:: Records shown

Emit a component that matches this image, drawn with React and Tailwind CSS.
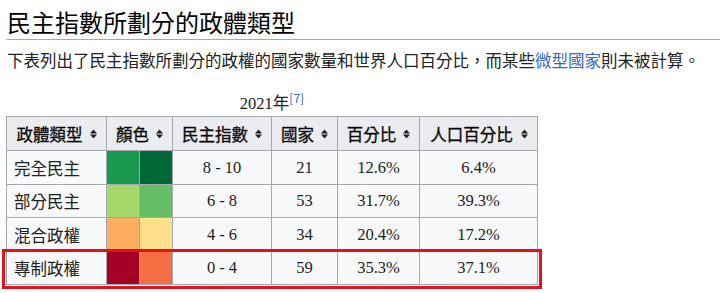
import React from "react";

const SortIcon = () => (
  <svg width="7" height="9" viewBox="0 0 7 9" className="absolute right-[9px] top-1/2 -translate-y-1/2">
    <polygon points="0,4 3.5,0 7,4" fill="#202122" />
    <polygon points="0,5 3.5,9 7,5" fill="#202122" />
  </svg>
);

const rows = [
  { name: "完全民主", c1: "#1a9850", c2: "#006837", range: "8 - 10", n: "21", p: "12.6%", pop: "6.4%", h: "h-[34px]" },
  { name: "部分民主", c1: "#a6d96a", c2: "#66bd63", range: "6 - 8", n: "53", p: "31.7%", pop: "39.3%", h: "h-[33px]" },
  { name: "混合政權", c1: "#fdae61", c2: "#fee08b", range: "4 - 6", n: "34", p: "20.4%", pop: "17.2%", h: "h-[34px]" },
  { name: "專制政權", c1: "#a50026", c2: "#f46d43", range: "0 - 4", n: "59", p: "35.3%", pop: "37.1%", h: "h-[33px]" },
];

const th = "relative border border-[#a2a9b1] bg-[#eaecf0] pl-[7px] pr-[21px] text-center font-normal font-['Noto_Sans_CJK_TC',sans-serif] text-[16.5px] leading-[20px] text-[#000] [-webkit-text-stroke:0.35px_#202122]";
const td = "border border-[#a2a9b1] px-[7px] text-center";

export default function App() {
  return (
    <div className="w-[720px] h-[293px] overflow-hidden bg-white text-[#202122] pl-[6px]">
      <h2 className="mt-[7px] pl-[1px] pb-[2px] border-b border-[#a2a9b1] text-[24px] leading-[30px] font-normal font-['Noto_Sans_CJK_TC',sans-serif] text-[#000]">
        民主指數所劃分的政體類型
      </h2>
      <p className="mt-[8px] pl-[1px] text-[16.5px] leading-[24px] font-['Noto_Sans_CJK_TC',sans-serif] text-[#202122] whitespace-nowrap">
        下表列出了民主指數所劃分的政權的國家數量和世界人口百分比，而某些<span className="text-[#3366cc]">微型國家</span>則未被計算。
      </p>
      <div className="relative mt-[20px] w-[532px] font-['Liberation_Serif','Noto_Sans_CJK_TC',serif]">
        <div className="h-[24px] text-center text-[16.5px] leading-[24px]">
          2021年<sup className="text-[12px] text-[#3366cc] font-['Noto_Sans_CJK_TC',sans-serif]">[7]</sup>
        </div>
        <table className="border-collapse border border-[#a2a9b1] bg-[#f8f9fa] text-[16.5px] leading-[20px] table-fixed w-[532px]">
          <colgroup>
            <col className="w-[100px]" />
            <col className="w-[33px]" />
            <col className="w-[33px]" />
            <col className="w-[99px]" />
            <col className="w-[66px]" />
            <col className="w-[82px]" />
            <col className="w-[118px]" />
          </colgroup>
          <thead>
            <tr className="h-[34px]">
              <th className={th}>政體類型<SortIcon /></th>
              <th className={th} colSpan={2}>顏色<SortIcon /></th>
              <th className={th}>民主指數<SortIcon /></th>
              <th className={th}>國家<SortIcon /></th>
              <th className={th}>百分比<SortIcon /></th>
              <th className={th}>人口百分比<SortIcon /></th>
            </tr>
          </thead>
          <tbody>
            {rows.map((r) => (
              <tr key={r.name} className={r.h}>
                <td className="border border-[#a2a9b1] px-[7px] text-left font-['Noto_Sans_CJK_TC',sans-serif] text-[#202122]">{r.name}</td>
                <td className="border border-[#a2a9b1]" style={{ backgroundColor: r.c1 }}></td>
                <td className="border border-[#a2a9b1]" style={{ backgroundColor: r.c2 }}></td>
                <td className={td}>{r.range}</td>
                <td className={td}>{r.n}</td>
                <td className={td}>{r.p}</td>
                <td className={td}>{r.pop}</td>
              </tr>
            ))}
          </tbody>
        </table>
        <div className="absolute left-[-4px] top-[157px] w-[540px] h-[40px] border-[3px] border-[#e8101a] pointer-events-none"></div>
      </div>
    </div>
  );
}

::::
:: Records shown

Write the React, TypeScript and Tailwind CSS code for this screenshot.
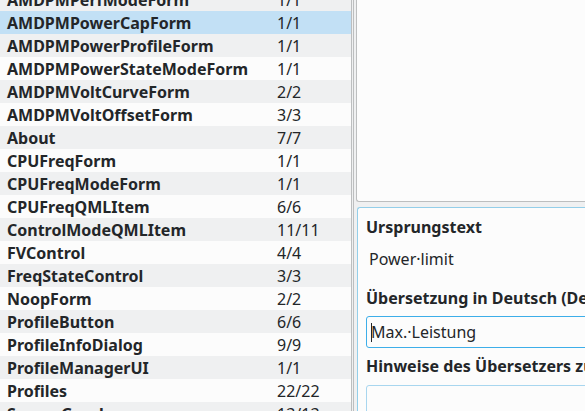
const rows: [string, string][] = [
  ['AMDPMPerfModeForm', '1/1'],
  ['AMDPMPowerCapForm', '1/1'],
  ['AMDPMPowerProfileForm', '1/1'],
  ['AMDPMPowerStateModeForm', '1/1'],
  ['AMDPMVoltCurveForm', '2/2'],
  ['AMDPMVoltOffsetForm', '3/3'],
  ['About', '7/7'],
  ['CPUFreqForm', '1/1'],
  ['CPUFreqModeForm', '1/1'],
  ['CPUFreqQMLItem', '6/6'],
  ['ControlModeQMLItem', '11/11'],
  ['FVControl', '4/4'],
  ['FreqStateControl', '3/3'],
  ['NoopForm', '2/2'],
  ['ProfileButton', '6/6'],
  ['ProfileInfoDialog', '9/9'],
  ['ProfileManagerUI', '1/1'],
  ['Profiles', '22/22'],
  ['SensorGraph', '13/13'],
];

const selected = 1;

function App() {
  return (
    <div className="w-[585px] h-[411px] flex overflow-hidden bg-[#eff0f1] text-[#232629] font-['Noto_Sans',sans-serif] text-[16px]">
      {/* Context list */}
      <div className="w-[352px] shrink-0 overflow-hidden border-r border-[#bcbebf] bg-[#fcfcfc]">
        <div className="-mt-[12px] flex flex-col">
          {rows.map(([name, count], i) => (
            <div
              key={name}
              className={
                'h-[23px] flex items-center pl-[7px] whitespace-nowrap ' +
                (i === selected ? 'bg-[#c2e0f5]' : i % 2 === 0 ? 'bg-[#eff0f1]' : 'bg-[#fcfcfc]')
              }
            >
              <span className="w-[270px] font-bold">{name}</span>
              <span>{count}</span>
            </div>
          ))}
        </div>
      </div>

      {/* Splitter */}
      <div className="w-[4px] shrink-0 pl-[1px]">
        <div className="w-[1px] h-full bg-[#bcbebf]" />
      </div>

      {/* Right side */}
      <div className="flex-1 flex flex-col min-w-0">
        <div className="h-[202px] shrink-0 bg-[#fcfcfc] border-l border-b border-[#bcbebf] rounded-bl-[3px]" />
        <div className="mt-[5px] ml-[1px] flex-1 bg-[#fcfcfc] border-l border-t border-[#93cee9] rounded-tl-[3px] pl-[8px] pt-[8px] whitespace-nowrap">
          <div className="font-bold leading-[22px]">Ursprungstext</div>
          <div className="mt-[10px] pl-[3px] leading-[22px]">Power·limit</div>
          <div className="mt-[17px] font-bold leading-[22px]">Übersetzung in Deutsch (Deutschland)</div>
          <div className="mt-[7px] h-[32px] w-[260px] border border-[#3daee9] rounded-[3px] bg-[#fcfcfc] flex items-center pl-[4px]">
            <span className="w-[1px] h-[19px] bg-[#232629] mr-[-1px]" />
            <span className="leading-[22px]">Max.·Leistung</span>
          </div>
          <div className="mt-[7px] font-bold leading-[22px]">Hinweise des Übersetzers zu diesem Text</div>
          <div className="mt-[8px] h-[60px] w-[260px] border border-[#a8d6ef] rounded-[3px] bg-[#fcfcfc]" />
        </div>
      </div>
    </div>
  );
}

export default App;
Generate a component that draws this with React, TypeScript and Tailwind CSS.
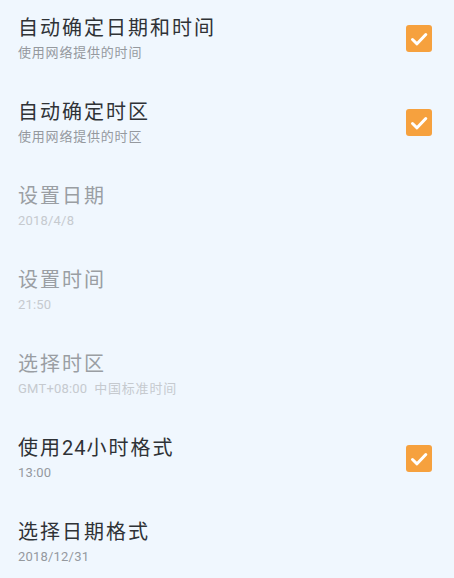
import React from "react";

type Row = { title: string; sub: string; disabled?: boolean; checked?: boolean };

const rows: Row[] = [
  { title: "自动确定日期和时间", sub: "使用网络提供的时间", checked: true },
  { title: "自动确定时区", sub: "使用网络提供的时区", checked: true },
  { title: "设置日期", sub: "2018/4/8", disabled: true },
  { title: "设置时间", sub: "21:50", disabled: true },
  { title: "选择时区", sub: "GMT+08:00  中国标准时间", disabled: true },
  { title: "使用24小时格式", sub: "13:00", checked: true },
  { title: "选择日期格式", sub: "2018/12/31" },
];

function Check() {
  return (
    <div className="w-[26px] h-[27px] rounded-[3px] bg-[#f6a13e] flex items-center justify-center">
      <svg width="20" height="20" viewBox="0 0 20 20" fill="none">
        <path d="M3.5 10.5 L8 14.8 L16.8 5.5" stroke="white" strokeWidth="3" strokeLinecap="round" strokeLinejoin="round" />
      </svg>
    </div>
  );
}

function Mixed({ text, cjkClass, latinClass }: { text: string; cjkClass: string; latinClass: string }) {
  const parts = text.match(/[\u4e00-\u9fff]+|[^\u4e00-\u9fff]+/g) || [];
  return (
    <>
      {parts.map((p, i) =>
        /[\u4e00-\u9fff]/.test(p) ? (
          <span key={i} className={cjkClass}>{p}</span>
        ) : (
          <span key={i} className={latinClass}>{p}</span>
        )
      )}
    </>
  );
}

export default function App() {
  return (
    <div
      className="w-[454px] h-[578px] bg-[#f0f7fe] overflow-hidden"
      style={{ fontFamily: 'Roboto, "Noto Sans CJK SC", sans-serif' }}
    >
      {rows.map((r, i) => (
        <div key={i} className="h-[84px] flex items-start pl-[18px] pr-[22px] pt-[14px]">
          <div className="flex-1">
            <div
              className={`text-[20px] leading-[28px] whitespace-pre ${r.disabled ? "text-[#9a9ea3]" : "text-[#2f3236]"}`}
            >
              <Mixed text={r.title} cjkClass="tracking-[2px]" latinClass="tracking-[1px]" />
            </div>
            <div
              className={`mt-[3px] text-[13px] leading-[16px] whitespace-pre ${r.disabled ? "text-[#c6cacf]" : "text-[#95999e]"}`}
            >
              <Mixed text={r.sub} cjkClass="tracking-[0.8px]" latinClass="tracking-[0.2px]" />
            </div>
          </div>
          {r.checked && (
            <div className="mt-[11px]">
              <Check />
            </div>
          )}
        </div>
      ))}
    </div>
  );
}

::::

▸ Work required
Copy every line in the entries above that has the string "component" in it.

▸ Answer for this exercise
Emit a component that matches this image, drawn with React and Tailwind CSS.
Generate a component that draws this with React, TypeScript and Tailwind CSS.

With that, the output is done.